You’re probably familiar with the old FRAM oil filter tag line – “you can pay me now or you can pay me [much more] later“. I say essentially the same thing to my clients when the topic of prior art searching comes up. Of course, as their Director of IP I usually am saying “We can invest in prior art searching now or pay an attorney a lot more later.”
If your invention is worth patenting, if it will add value to your company in a unique way, then by definition some competitor will want to use your invention, either by infringing (and hoping to invalidate your patent if you sue) or by asking for a re-examination to bring in new prior art that you didn’t find and/or the patent examiner didn’t consider. In either case you will spend a lot of money – orders of magnitude more money – explaining away prior art that you didn’t know existed than you would have spent finding it yourself before filing.

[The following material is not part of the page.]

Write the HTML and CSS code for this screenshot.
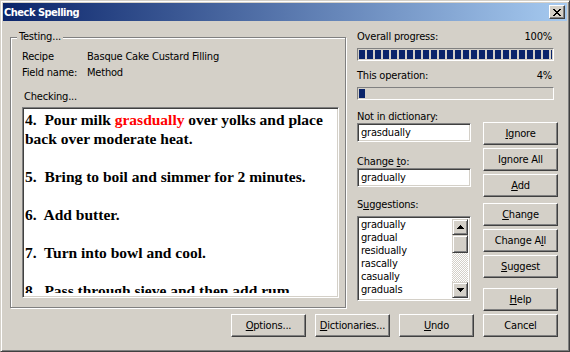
FILE: index.html
```html
<!DOCTYPE html>
<html lang="en">

<head>
    <meta charset="UTF-8">
    <title>Check Spelling</title>
    <link rel="stylesheet" href="styles.css">
</head>

<body>
    <!-- dialog window -->
    <div class="window">
        <div class="titlebar">
            <span class="title">Check Spelling</span>
            <span class="close">
                <svg width="8" height="7" viewBox="0 0 8 7" shape-rendering="crispEdges">
                    <path d="M0 0h2v1h1v1h2v-1h1v-1h2v1h-1v1h-1v1h-1v1h1v1h1v1h1v1h-2v-1h-1v-1h-2v1h-1v1h-2v-1h1v-1h1v-1h1v-1h-1v-1h-1v-1h-1z" fill="#000"/>
                </svg>
            </span>
        </div>

        <div class="content">
            <div class="top">
                <!-- left: record being tested -->
                <div class="group">
                    <span class="legend">Testing...</span>
                    <div class="info"><span class="key">Recipe</span><span>Basque Cake Custard Filling</span></div>
                    <div class="info"><span class="key">Field name:</span><span>Method</span></div>
                    <div class="checking">Checking...</div>
                    <div class="textarea">
                        <div class="doc">
                            <p>4.  Pour milk <span class="bad">grasdually</span> over yolks and place<br>back over moderate heat.</p>
                            <p>5.  Bring to boil and simmer for 2 minutes.</p>
                            <p>6.  Add butter.</p>
                            <p>7.  Turn into bowl and cool.</p>
                            <p>8.  Pass through sieve and then add rum.</p>
                        </div>
                    </div>
                </div>

                <!-- right: progress, word fields, buttons -->
                <div class="side">
                    <div class="prog-label"><span>Overall progress:</span><span>100%</span></div>
                    <div class="bar"><div class="fill" style="width:100%"></div></div>
                    <div class="prog-label second"><span>This operation:</span><span>4%</span></div>
                    <div class="bar"><div class="fill" style="width:4%"></div></div>

                    <div class="lower">
                        <div class="fields">
                            <div class="label">Not in dictionary:</div>
                            <div class="input">grasdually</div>
                            <div class="label gap">Change <u>t</u>o:</div>
                            <div class="input">gradually</div>
                            <div class="label gap2">S<u>u</u>ggestions:</div>
                            <div class="listbox">
                                <div class="items">
                                    <div>gradually</div>
                                    <div>gradual</div>
                                    <div>residually</div>
                                    <div>rascally</div>
                                    <div>casually</div>
                                    <div>graduals</div>
                                    <div>radically</div>
                                </div>
                                <div class="scrollbar">
                                    <div class="sb-btn">
                                        <svg width="7" height="4" viewBox="0 0 7 4" shape-rendering="crispEdges"><path d="M3 0h1v1h1v1h1v1h1v1h-7v-1h1v-1h1v-1h1z" fill="#000"/></svg>
                                    </div>
                                    <div class="thumb"></div>
                                    <div class="track"></div>
                                    <div class="sb-btn">
                                        <svg width="7" height="4" viewBox="0 0 7 4" shape-rendering="crispEdges"><path d="M0 0h7v1h-1v1h-1v1h-1v1h-1v-1h-1v-1h-1v-1h-1z" fill="#000"/></svg>
                                    </div>
                                </div>
                            </div>
                        </div>
                        <div class="buttons">
                            <div class="btn"><u>I</u>gnore</div>
                            <div class="btn">Ignore All</div>
                            <div class="btn"><u>A</u>dd</div>
                            <div class="btn sep"><u>C</u>hange</div>
                            <div class="btn">Change A<u>l</u>l</div>
                            <div class="btn"><u>S</u>uggest</div>
                            <div class="btn sep2"><u>H</u>elp</div>
                        </div>
                    </div>
                </div>
            </div>

            <!-- bottom row -->
            <div class="bottom">
                <div class="btn"><u>O</u>ptions...</div>
                <div class="btn"><u>D</u>ictionaries...</div>
                <div class="btn"><u>U</u>ndo</div>
                <div class="btn">Cancel</div>
            </div>
        </div>
    </div>
</body>

</html>
```

FILE: styles.css
```css
* {
    padding: 0;
    margin: 0;
    box-sizing: border-box;
}

body {
    background: #d4d0c8;
    font-family: "DejaVu Sans Condensed", "DejaVu Sans", sans-serif;
    font-stretch: condensed;
    font-size: 11px;
    letter-spacing: -0.2px;
    color: #000;
}

/* window frame */
.window {
    width: 570px;
    height: 352px;
    background: #d4d0c8;
    border: 1px solid;
    border-color: #d4d0c8 #404040 #404040 #d4d0c8;
    box-shadow: inset 1px 1px #fff, inset -1px -1px #808080;
    padding: 2px;
    display: flex;
    flex-direction: column;
}

.titlebar {
    height: 18px;
    background: linear-gradient(to right, #0a246a, #a6caf0);
    display: flex;
    align-items: center;
    justify-content: space-between;
}

.title {
    color: #fff;
    font-weight: bold;
    padding-left: 1px;
    letter-spacing: -0.5px;
}

.close {
    width: 16px;
    height: 14px;
    margin-right: 2px;
    background: #d4d0c8;
    border: 1px solid;
    border-color: #fff #404040 #404040 #fff;
    box-shadow: inset -1px -1px #808080;
    display: flex;
    align-items: center;
    justify-content: center;
}

.close svg {
    margin-left: -1px;
}

.content {
    flex: 1;
    padding: 9px 9px 12px 7px;
    display: flex;
    flex-direction: column;
    gap: 3px;
}

.top {
    display: flex;
    gap: 11px;
    align-items: flex-start;
}

/* group box */
.group {
    position: relative;
    width: 336px;
    margin-top: 7px;
    border: 1px solid #808080;
    box-shadow: inset 1px 1px #fff, 1px 1px #fff;
    padding: 11px 6px 9px 11px;
}

.legend {
    position: absolute;
    top: -8px;
    left: 6px;
    padding: 0 2px;
    background: #d4d0c8;
    line-height: 13px;
}

.info {
    display: flex;
    line-height: 16px;
}

.key {
    width: 65px;
}

.checking {
    margin-top: 9px;
    padding-left: 2px;
    line-height: 13px;
}

.textarea {
    margin-top: 4px;
    width: 317px;
    height: 191px;
    background: #fff;
    border: 1px solid;
    border-color: #808080 #fff #fff #808080;
    box-shadow: inset 1px 1px #404040, inset -1px -1px #d4d0c8;
    padding: 2px 0 0 2px;
    font-family: "Liberation Serif", serif;
    font-stretch: normal;
    font-weight: bold;
    font-size: 15.5px;
    letter-spacing: 0;
    line-height: 19px;
}

.doc {
    height: 183px;
    overflow: hidden;
}

.doc p {
    white-space: pre;
    margin-bottom: 19px;
}

.bad {
    color: #f00;
}

/* right side */
.side {
    width: 201px;
    display: flex;
    flex-direction: column;
}

.prog-label {
    width: 197px;
    display: flex;
    justify-content: space-between;
    padding-right: 2px;
    line-height: 13px;
}

.prog-label.second {
    margin-top: 8px;
}

.bar {
    margin-top: 5px;
    width: 197px;
    height: 13px;
    border: 1px solid;
    border-color: #808080 #fff #fff #808080;
    padding: 1px;
}

.fill {
    height: 100%;
    background: repeating-linear-gradient(to right, #0a246a 0 6px, transparent 6px 8px);
}

.lower {
    margin-top: 10px;
    display: flex;
    gap: 12px;
}

.fields {
    width: 114px;
    display: flex;
    flex-direction: column;
}

.label {
    line-height: 13px;
}

.label.gap {
    margin-top: 13px;
}

.label.gap2 {
    margin-top: 11px;
}

.input,
.listbox {
    background: #fff;
    border: 1px solid;
    border-color: #808080 #fff #fff #808080;
    box-shadow: inset 1px 1px #404040, inset -1px -1px #d4d0c8;
}

.input {
    height: 19px;
    padding: 0 3px;
    line-height: 17px;
}

.listbox {
    margin-top: 5px;
    height: 85px;
    padding: 2px;
    display: flex;
}

.items {
    flex: 1;
    overflow: hidden;
    padding-left: 1px;
    line-height: 13px;
}

.items div:first-child {
    margin-top: -1px;
}

.scrollbar {
    width: 16px;
    display: flex;
    flex-direction: column;
}

.sb-btn,
.thumb {
    background: #d4d0c8;
    border: 1px solid;
    border-color: #d4d0c8 #404040 #404040 #d4d0c8;
    box-shadow: inset 1px 1px #fff, inset -1px -1px #808080;
}

.sb-btn {
    height: 16px;
    display: flex;
    align-items: center;
    justify-content: center;
}

.thumb {
    height: 18px;
}

.track {
    flex: 1;
    background: repeating-conic-gradient(#fff 0 25%, #d4d0c8 0 50%) 0 0 / 2px 2px;
}

/* buttons */
.buttons {
    width: 75px;
    padding-top: 12px;
    display: flex;
    flex-direction: column;
    gap: 3px;
}

.btn {
    width: 75px;
    height: 23px;
    border: 1px solid;
    border-color: #fff #404040 #404040 #fff;
    box-shadow: inset -1px -1px #808080;
    display: flex;
    align-items: center;
    justify-content: center;
    padding-bottom: 1px;
}

.btn.sep {
    margin-top: 3px;
}

.btn.sep2 {
    margin-top: 7px;
}

.bottom {
    display: flex;
    justify-content: flex-end;
    gap: 9px;
}
```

Karen Hazzah, in her All Things Pros blog writing about a re-examination case, makes the same point:
But non-patent literature is much more common in reexaminations, where the requester has reason to spend a lot of money on a literature search. That leaves a lot more room to argue about the “printed publication” requirement. And since an in-force patent is at stake, it’s not surprising that the patentee digs really deep with its arguments, bringing up facts like [the lack of] ISBN numbers and sales receipts.
In the particular re-examination, the “requester” (viz., competitor) found prior art in a college professor’s self-published, loose leaf, “textbook” that he had used in his teaching. He had distributed it to about 600 pupils over the years and mentioned it in publications. He sold copies to anyone who asked, based on seeing those publications.
The patentee grasped at straws, arguing that this prior art wasn’t a “printed publication” within the meaning of the law because of its informal nature and distribution channel . But nothing in the law says prior art has to be produced by a traditional book or magazine publisher or be bound in any particular fashion; nothing in the law says you have to be able to get it on Amazon.
The spirit of the law only requires that a document has been disseminated or otherwise made available – to the extent that someone interested and ordinarily skilled in the subject matter, can, with reasonable effort, “locate it and recognize and comprehend therefrom the essentials of the claimed invention without need of further research or experimentation.” In other words, a document is prior art if an interested party can reasonably get their hands on it.
This “textbook” is an extreme case, to be sure. What are the chances that you could find a similar, privately produced “textbook” that described your invention, given the 4000 colleges in the United States and the tens or hundreds of thousands of professors who have taught there? But as this case shows, if someone wants to invalidate your patent, they will spend the money to find the prior art.
If at all possible, you should pay for a prior art search… or you can pay me later!